Une partie des élites économiques tire profit de cette situation. Vivant de rentes et de relations avec de grands groupes étrangers, elles investissent peu dans le développement national et encore moins dans l’avenir des jeunes générations. Cette dynamique nourrit un sentiment d’abandon et de déclassement chez les jeunes, poussés à chercher ailleurs ce qu’ils ne trouvent pas chez eux : un travail, une reconnaissance, une dignité.
Mais une fois arrivés en Europe, ces jeunes sont souvent confrontés à une autre réalité brutale : celle d’un continent qui, tout en profitant des ressources du Sud, ferme ses frontières à ceux qui tentent de s’y installer. La Méditerranée, espace de circulation millénaire, est devenue une frontière militarisée, un espace de tri et parfois de mort. Les migrants y sont souvent traités non comme des êtres humains en quête de vie, mais comme des problèmes à gérer.
Cette réalité invite à poser des questions de fond :
• Pourquoi autant de jeunes ressentent-ils le besoin de partir ?
• Pourquoi les structures économiques locales échouent-elles à leur offrir un avenir ?

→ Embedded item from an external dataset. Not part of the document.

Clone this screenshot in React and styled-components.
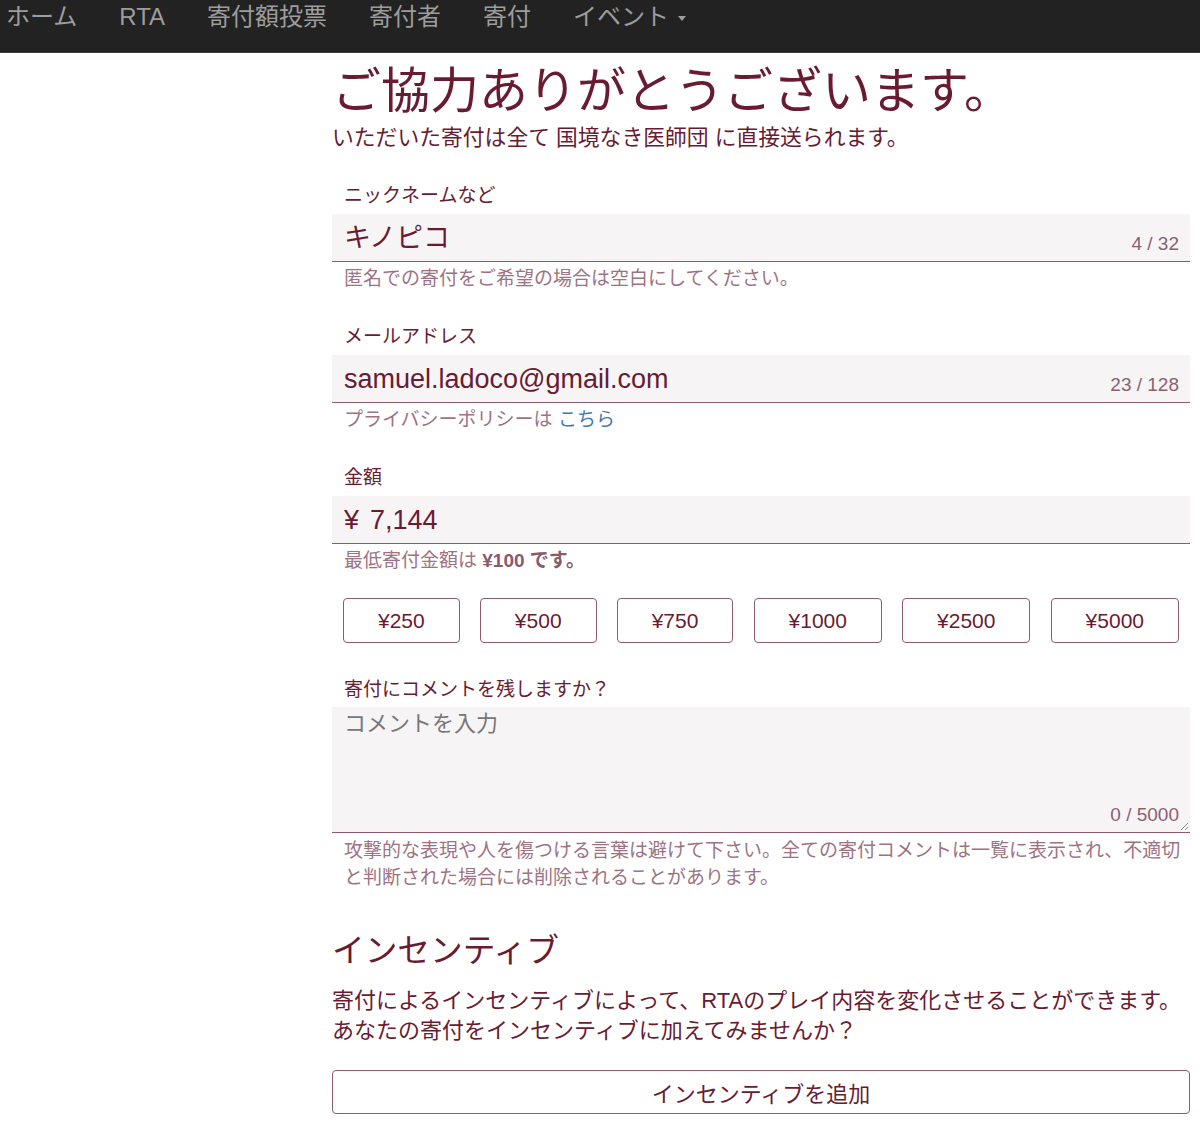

• Comment repenser le modèle de développement pour qu’il soit plus inclusif et porteur d’espoir ?
Ce que révèlent ces départs, c’est l’urgence de repenser un modèle économique et social capable de redonner sens et dignité à une jeunesse sacrifiée. Il ne s’agit pas simplement de retenir les jeunes chez eux, mais de créer les conditions pour qu’ils puissent y construire leur avenir. Un avenir fondé sur la justice sociale, l’investissement productif, l’accès au travail et à l’éducation, et la participation réelle à la vie publique et politique.
Les sept adolescents harragas ne sont pas une anomalie : ils sont le visage d’une génération en quête de sens. Leur traversée ne doit pas être réduite à un simple fait divers, mais comprise comme un signal fort, un appel à repenser notre manière d’organiser nos sociétés et nos économies.